Warga Surabaya Bersuara: Antara Kebisingan dan Kreativitas, Fatwa Haram Sound Horeg Perlu Dialog Ulang?

Gambar sound horeg. Sumber foto: www.kelumajang.com
Gambar sound horeg. Sumber foto: www.kelumajang.com

LINTASJATIM.com, Surabaya Fatwa haram dari Majelis Ulama Indonesia (MUI) Jawa Timur terhadap fenomena sound horeg telah memicu diskusi hangat di kalangan masyarakat, tak hanya dari sisi agama, tetapi juga dari perspektif sosial dan ekonomi.

Sejumlah warga pun menyampaikan pandangan beragam atas keputusan tersebut, mencerminkan dinamika opini publik yang belum sepenuhnya bulat.

Bacaan Lainnya

Indra (26), seorang warga Surabaya, mengaku mendukung langkah MUI karena menurutnya keberadaan sound horeg kerap mengganggu kenyamanan lingkungan. Ia menekankan bahwa aspek dampak lingkungan harus lebih diperhatikan oleh para pelaku hiburan jalanan ini.

“Kalau gak lihat kondisi sekitar, efeknya bisa merugikan, termasuk ke kesehatan dan bahkan bangunan sekitar. Apalagi, kadang ada kegiatan yang gak pantas di situ seperti pakaian terbuka,” katanya saat ditemui, Rabu (16/7/2025).

Indra juga menambahkan bahwa ia pernah mengalami langsung dampak buruk dari acara sound horeg.

“Pernah kena macet karena ada pertunjukan kayak gitu.
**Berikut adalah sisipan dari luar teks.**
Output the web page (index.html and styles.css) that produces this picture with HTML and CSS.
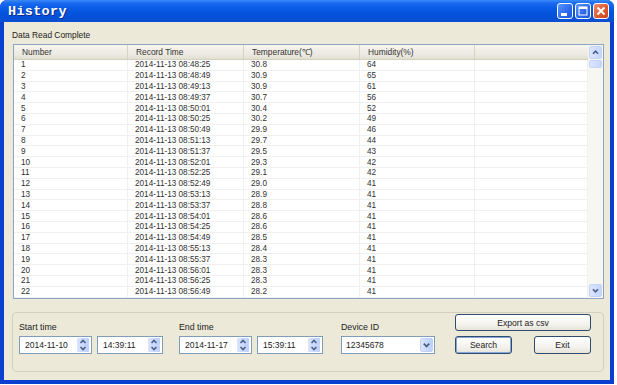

Jalanan jadi susah dilewati karena kerumunan,” ungkapnya.

Namun tidak semua pihak menyambut fatwa tersebut dengan sikap serupa. Najibah (25), warga Sidoarjo, memberikan pandangan lebih moderat. Ia merasa perlu ada kajian yang lebih holistik sebelum menjatuhkan vonis hukum agama atas praktik hiburan tersebut.

“Saya gak sepenuhnya setuju. Harus dilihat juga dari sisi pelaku dan penikmatnya. Soalnya gak sedikit juga yang hidupnya bergantung dari acara semacam ini,” jelasnya.

Menurut Najibah, penyelenggaraan sound horeg kadang justru mendukung roda ekonomi lokal.

“Di beberapa tempat, festival itu menarik banyak orang, dan banyak pedagang kecil di sekitarnya juga terbantu,” tambahnya.

Meski begitu, Najibah juga tidak menampik bahwa kebisingan dari sound horeg bisa sangat mengganggu. Ia pernah menyaksikan salah satu pertunjukan saat berada di Kota Batu.

“Telinga rasanya berdenging. Selain bising, macet juga. Tapi ya, menurut saya, belum tentu harus langsung difatwa haram. Mungkin lebih ke regulasi teknisnya yang diperkuat,” katanya.

Sementara itu, MUI Jatim melalui Ketua Komisi Fatwa KH Makruf Khozin menyatakan bahwa fatwa ini lahir sebagai respons atas banyaknya aduan masyarakat.

Dalam fatwa bernomor 1/2025, disebutkan bahwa kegiatan yang melibatkan kebisingan berlebihan, pertunjukan dengan aurat terbuka, hingga yang menyebabkan kerugian materi atau sosial, dikategorikan sebagai haram.

“Sudah MUI Jatim keluarkan (fatwa soal sound horeg),” ujar KH Makruf, Senin (14/7/2025).

Dalam butir fatwa tersebut, MUI Jatim juga menggarisbawahi bahwa penggunaan sound horeg secara wajar, seperti untuk acara pernikahan atau pengajian yang tidak mengandung unsur kemungkaran, tetap diperbolehkan. Namun, bila mengandung unsur mudarat, maka haram hukumnya.

Fenomena ini menunjukkan perlunya ruang dialog antara masyarakat, ulama, serta pihak berwenang agar regulasi ke depan tidak hanya tegas secara normatif, tapi juga adil secara sosial.

Bagaimanapun, sound horeg telah menjadi bagian dari budaya kontemporer masyarakat yang kini sedang diuji batas etis dan legalitasnya.